Dalam beberapa bulan ini gak ada cerita menarik yang patut untuk dikenang. Hari-hari baru yang sudah berjalan selama dua minggu dan, begitulah, berlalu begitu saja, sangat biasa seperti awan sore gemulai yang tidak pernah dipedulikan.
Dalam hari-hari dimana saya harus memaksakan diri untuk ikhlas menceburkan diri pada jalan yang saya lalui, terdapat banyak jawaban yang jadi tamparan hebat sekaligus pemuas petanyaan-pertanyaan.
Satu jawaban yang hadir, membuat jawaban-jawaban yang lalu jadi gak ada artinya.
Katanya, seseorang menemui jati diri di usia puber, di usia remaja ketika hendak menuju dewasa. Tapi saya rasa tidak begitu. Jati diri, paling tidak menurut keyakinan saya yang serapuh daun kering, mirip dengan sebongkah lilin. Bisa berubah. ,diubah-ubah, diputarbalikan, sampai diruntuhkan.
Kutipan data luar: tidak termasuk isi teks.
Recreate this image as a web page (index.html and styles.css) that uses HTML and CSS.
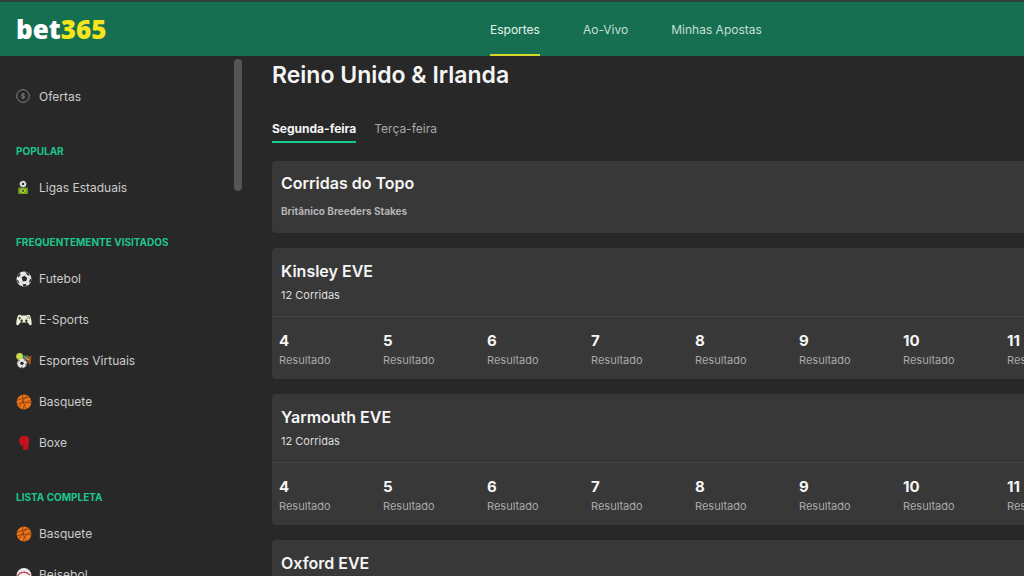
FILE: index.html
```html
<!DOCTYPE html>
<html lang="pt-BR">
<head>
<meta charset="utf-8">
<meta name="viewport" content="width=device-width, initial-scale=1">
<title>bet365</title>
<link rel="stylesheet" href="styles.css">
</head>
<body>
<svg class="sprite" aria-hidden="true">
  <symbol id="football" viewBox="0 0 16 16">
    <circle cx="8" cy="8" r="7.5" fill="#e9e9e9"/>
    <path d="M5.6 6.2 8.6 4.8l2.6 2.1-1 3.2-3.4.3zM1 5.2 3.6 2.3l1.1 1.2-1.9 2.7zM9 .7l3.6 1.6 1 2.4-2.2-.5zM15.3 7.2l-.4 3.4-1.7 1.6.2-3.2zM6.4 13.2l3.4-.3 1 1.5-3 1.1zM.6 8.6l1.9 1.2 1 2.8-1.5-1.1z" fill="#282828"/>
    <path d="M5.6 6.2 3.7 4.8M8.6 4.8l1.2-2.2M11.2 6.9l2.5.1M10.2 10.1l1.2 2.4M6.8 10.4l-1.6 2.2" stroke="#a5a5a5" stroke-width=".5" fill="none"/>
  </symbol>
  <symbol id="basketball" viewBox="0 0 16 16">
    <circle cx="8" cy="8" r="7.4" fill="#ed741a"/>
    <path d="M1 6.400C5 4.800 10 3.400 13.400 3.200M.9 10.200c4.500-2.200 9.500-2.700 14.300-1.200M6.700.8c-.5 4 .8 9.500 3.400 14.200M11 1.500C8.500 4.500 4.500 9.500 3.200 13.500M14.900 6.200c-3 .8-6.800 4.100-8 8.900" stroke="#70350f" stroke-width=".7" fill="none"/>
  </symbol>
</svg>
<header class="topbar">
  <a class="logo" href="#">bet<span class="logo-number">365</span></a>
  <nav class="topnav">
    <a class="topnav-link topnav-link-active" href="#">Esportes</a>
    <a class="topnav-link" href="#">Ao-Vivo</a>
    <a class="topnav-link" href="#">Minhas Apostas</a>
  </nav>
</header>
<div class="layout">
  <aside class="sidebar">
    <nav class="menu">
      <a class="menu-item" href="#"><svg class="icon" viewBox="0 0 16 16"><circle cx="7" cy="7" r="6.300" fill="none" stroke="#8c8c8c" stroke-width=".9"/><path d="M8.700 5.400C8.300 4.500 5.500 4.500 5.500 5.900c0 1.300 3.200.8 3.200 2.200 0 1.300-2.900 1.300-3.300.2M7 4v6" fill="none" stroke="#8c8c8c" stroke-width=".8"/></svg>Ofertas</a>
      <h2 class="menu-heading">Popular</h2>
      <a class="menu-item" href="#"><svg class="icon" viewBox="0 0 16 16"><circle cx="7" cy="4" r="3.300" fill="#dedede"/><path d="m6 3.200 1.500-.4.900 1.300-1 1.200-1.500-.5zM4 2l1.500-1 .2 1zM9 1.300l1 1.300-1.200-.2zM4.200 5.400l1 .3.500 1.200z" fill="#282828"/><path d="M2.300 7.600h9.600V14H2.300z" fill="#71a822"/><path d="m7.100 8.300 3.400 2.400-3.400 2.500-3.500-2.500z" fill="#c5d42d"/><circle cx="7.100" cy="10.800" r="1.300" fill="#366064"/></svg>Ligas Estaduais</a>
      <h2 class="menu-heading">Frequentemente visitados</h2>
      <a class="menu-item" href="#"><svg class="icon"><use href="#football"/></svg>Futebol</a>
      <a class="menu-item" href="#"><svg class="icon" viewBox="0 0 16 16"><path d="M2.200 3.300c.7-1 2.700-.8 3.200.1h5.200c.5-.9 2.500-1.100 3.200-.1 1.100 2 2 6 1.900 8.500 0 1.500-1.300 2-2.300.9l-2.200-2.800c-1.400.8-5 .8-6.400 0l-2.200 2.800c-1 1.100-2.300.6-2.300-.9-.1-2.500.8-6.500 1.900-8.500z" fill="#eeeed7"/><path d="M3.700 4.600v3M2.200 6.100h3" stroke="#282828" stroke-width=".8"/><circle cx="5.700" cy="8.700" r="1.200" fill="#39362a"/><circle cx="10.300" cy="8.700" r="1.200" fill="#39362a"/><circle cx="12.300" cy="4.800" r=".7" fill="#599b63"/><circle cx="13.400" cy="6" r=".7" fill="#bd4d43"/><circle cx="11.300" cy="6" r=".7" fill="#5687a9"/></svg>E-Sports</a>
      <a class="menu-item" href="#"><svg class="icon" viewBox="0 0 16 16"><path d="M6 2.300h6l1 4H7z" fill="#267957"/><path d="M9 4.300 12 3l3.700.6-.7 1.900-.2 4.600-1.400 2.800-.6-4-1.700 2.100.5-3.500-2.500-1z" fill="#a45b20"/><path d="m8.500 4 2 1.500M11 6l2 1" stroke="#d5dcd8" stroke-width=".8"/><circle cx="3.600" cy="3.400" r="3.400" fill="#c3d73d"/><path d="M.8 3.500c2-.2 3.500-1 3.800-3" stroke="#e3eba2" stroke-width=".6" fill="none"/><circle cx="6" cy="10.400" r="4.800" fill="#e5e5e5"/><path d="m4.700 9 2.300-.3.900 1.800-1.700 1.800-2-1.200zM1.700 8.600l1.700-1.700.2 1.400zM7.600 6l2.200 1.700-1.500-.1zM10.600 10l-.5 2.700-.9-1zM4.500 14l2.400-.2-.6 1.300z" fill="#282828"/></svg>Esportes Virtuais</a>
      <a class="menu-item" href="#"><svg class="icon"><use href="#basketball"/></svg>Basquete</a>
      <a class="menu-item" href="#"><svg class="icon" viewBox="0 0 16 16"><path d="M4.200 2.300C6 .5 10.500.5 12 2c1.200 1.300 1.300 4.600.7 7.100l-.2 4.900c-1.500 1-4.200 1.200-5.400.3l-.3-3.900c-1.700-.2-3.300-1.500-3.400-3.500-.1-1.800.1-3.700.8-4.600z" fill="#cb1119"/><path d="M7.400 6.700c1.200 1.200.7 2.700-.7 3.500M7 11c1.900.5 3.800.3 5.600-.4M5.200 3.800c1 .7 2 .7 2.700.4" fill="none" stroke="#87131a" stroke-width=".7"/></svg>Boxe</a>
      <h2 class="menu-heading">Lista completa</h2>
      <a class="menu-item" href="#"><svg class="icon"><use href="#basketball"/></svg>Basquete</a>
      <a class="menu-item" href="#"><svg class="icon" viewBox="0 0 16 16"><circle cx="8" cy="8.500" r="7.400" fill="#f1eeee"/><path d="M1.500 9C4 4.500 10 4 14 8" fill="none" stroke="#b93448" stroke-width="1.100"/><path d="m3.200 5.600.8 1.500M5.800 4.300l.3 1.700M8.700 4.100l-.2 1.700M11.500 5.100l-.8 1.400" stroke="#b93448" stroke-width=".6"/></svg>Beisebol</a>
    </nav>
    <div class="scroll-track"><div class="scroll-thumb"></div></div>
  </aside>
  <main class="content">
    <h1 class="title">Reino Unido &amp; Irlanda</h1>
    <nav class="tabs">
      <button class="tab tab-active" type="button">Segunda-feira</button>
      <button class="tab" type="button">Terça-feira</button>
    </nav>
    <section class="card card-feature">
      <h2 class="card-title">Corridas do Topo</h2>
      <p class="card-note">Britânico Breeders Stakes</p>
    </section>
    <section class="card">
      <div class="card-head"><h2 class="card-title">Kinsley EVE</h2><p class="card-count">12 Corridas</p></div>
      <div class="races">
        <a class="race" href="#"><b class="race-number">4</b>Resultado</a>
        <a class="race" href="#"><b class="race-number">5</b>Resultado</a>
        <a class="race" href="#"><b class="race-number">6</b>Resultado</a>
        <a class="race" href="#"><b class="race-number">7</b>Resultado</a>
        <a class="race" href="#"><b class="race-number">8</b>Resultado</a>
        <a class="race" href="#"><b class="race-number">9</b>Resultado</a>
        <a class="race" href="#"><b class="race-number">10</b>Resultado</a>
        <a class="race" href="#"><b class="race-number">11</b>Resultado</a>
      </div>
    </section>
    <section class="card">
      <div class="card-head"><h2 class="card-title">Yarmouth EVE</h2><p class="card-count">12 Corridas</p></div>
      <div class="races">
        <a class="race" href="#"><b class="race-number">4</b>Resultado</a>
        <a class="race" href="#"><b class="race-number">5</b>Resultado</a>
        <a class="race" href="#"><b class="race-number">6</b>Resultado</a>
        <a class="race" href="#"><b class="race-number">7</b>Resultado</a>
        <a class="race" href="#"><b class="race-number">8</b>Resultado</a>
        <a class="race" href="#"><b class="race-number">9</b>Resultado</a>
        <a class="race" href="#"><b class="race-number">10</b>Resultado</a>
        <a class="race" href="#"><b class="race-number">11</b>Resultado</a>
      </div>
    </section>
    <section class="card">
      <div class="card-head"><h2 class="card-title">Oxford EVE</h2></div>
    </section>
  </main>
</div>
</body>
</html>
```
FILE: styles.css
```css
* { box-sizing: border-box; }
body {
  display: flex;
  flex-direction: column;
  height: 100vh;
  margin: 0;
  overflow: hidden;
  background: #282828;
  color: #f5f5f5;
  font: 12px/20px Inter, "Liberation Sans", sans-serif;
}
h1, h2, p { margin: 0; }
a { color: inherit; text-decoration: none; }
.sprite { display: none; }

.topbar {
  display: grid;
  grid-template-columns: 474px 1fr;
  flex: none;
  height: 56px;
  padding-left: 16px;
  border-top: 2px solid #30403b;
  background: #176f52;
}
.logo {
  align-self: center;
  color: #ffffff;
  font: 800 26px/32px "Open Sans", "Noto Sans", sans-serif;
}
.logo-number { color: #f5e51b; }
.topnav { display: flex; gap: 43px; }
.topnav-link {
  display: flex;
  align-items: center;
  padding-top: 3px;
  border-bottom: 2px solid transparent;
  color: #c3dfd5;
}
.topnav-link-active { border-color: #d8d827; color: #e5f3ed; }

.layout { display: flex; flex: 1; min-height: 0; }
.sidebar { display: flex; flex: none; width: 242px; }
.menu { flex: 1; padding: 20px 0 0 16px; overflow: hidden; }
.menu-item {
  display: flex;
  align-items: center;
  gap: 7px;
  height: 41px;
  color: #cccccc;
}
.icon { flex: none; width: 16px; height: 16px; }
.menu-heading {
  padding: 26px 0 8px;
  color: #1cc58c;
  font-size: 10px;
  font-weight: 700;
  line-height: 16px;
  text-transform: uppercase;
  white-space: nowrap;
}
.scroll-track { flex: none; width: 8px; padding-top: 3px; }
.scroll-thumb { height: 132px; border-radius: 4px; background: #555555; }

.content { flex: 1; min-width: 0; padding-left: 30px; overflow: hidden; }
.title { padding-top: 4px; font-size: 23px; font-weight: 600; line-height: 30px; }
.tabs { display: flex; gap: 18px; padding: 29px 0 18px; }
.tab {
  padding: 0 0 2px;
  border: 0;
  border-bottom: 2px solid transparent;
  background: none;
  color: #a8a8a8;
  font: inherit;
}
.tab-active { border-color: #18c98f; color: #f5f5f5; font-weight: 700; }

.card {
  margin-bottom: 15px;
  border-radius: 4px 0 0 4px;
  background: #383838;
  overflow: hidden;
}
.card-feature { padding: 11px 9px 14px; }
.card-head { padding: 12px 9px; border-bottom: 1px solid #444444; }
.card-title { font-size: 16px; font-weight: 600; line-height: 22px; }
.card-note {
  padding-top: 9px;
  color: #b4b4b4;
  font-size: 10px;
  font-weight: 700;
  line-height: 16px;
}
.card-count { padding-top: 4px; color: #dddddd; font-size: 11px; line-height: 18px; }
.races { display: grid; grid-auto-flow: column; grid-auto-columns: 104px; padding: 13px 0 10px 7px; }
.race { color: #a8a8a8; font-size: 11px; line-height: 18px; }
.race-number { display: block; color: #f5f5f5; font-size: 15px; font-weight: 700; line-height: 21px; }
```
Jati diri gampang sekali dirubah, terutama saat pertanyaan-pertanyaan yang coba dihindari itu tiba-tiba terjawab dengan suatu hal yang bisa saja saya temukan di suatu sore. Lalu kanapa manusia menutup mata dengan pertanyaan-pertanyaan yang memburunya? pertanyaan yang hadir dan menuntutnya untuk berbuat sesuatu terhadap sisi gelap yang menggerogoti kehidupan. Lalu ia berusaha membentuk dirinya sesuai dengan apa yang dirasakan paling ideal. Kemudian berjalan bangga sambil menutup mata. kemudian, di pagi hari sebuah prinsip saya pegang, sorenya saya lempar seperti lap kotor. Jati diri jadi omong kosong. Harga diri cuma seharga jam tangan palsu! Dan mulailah saya merasakan diri ini sangat rendah ketimbang orang lain.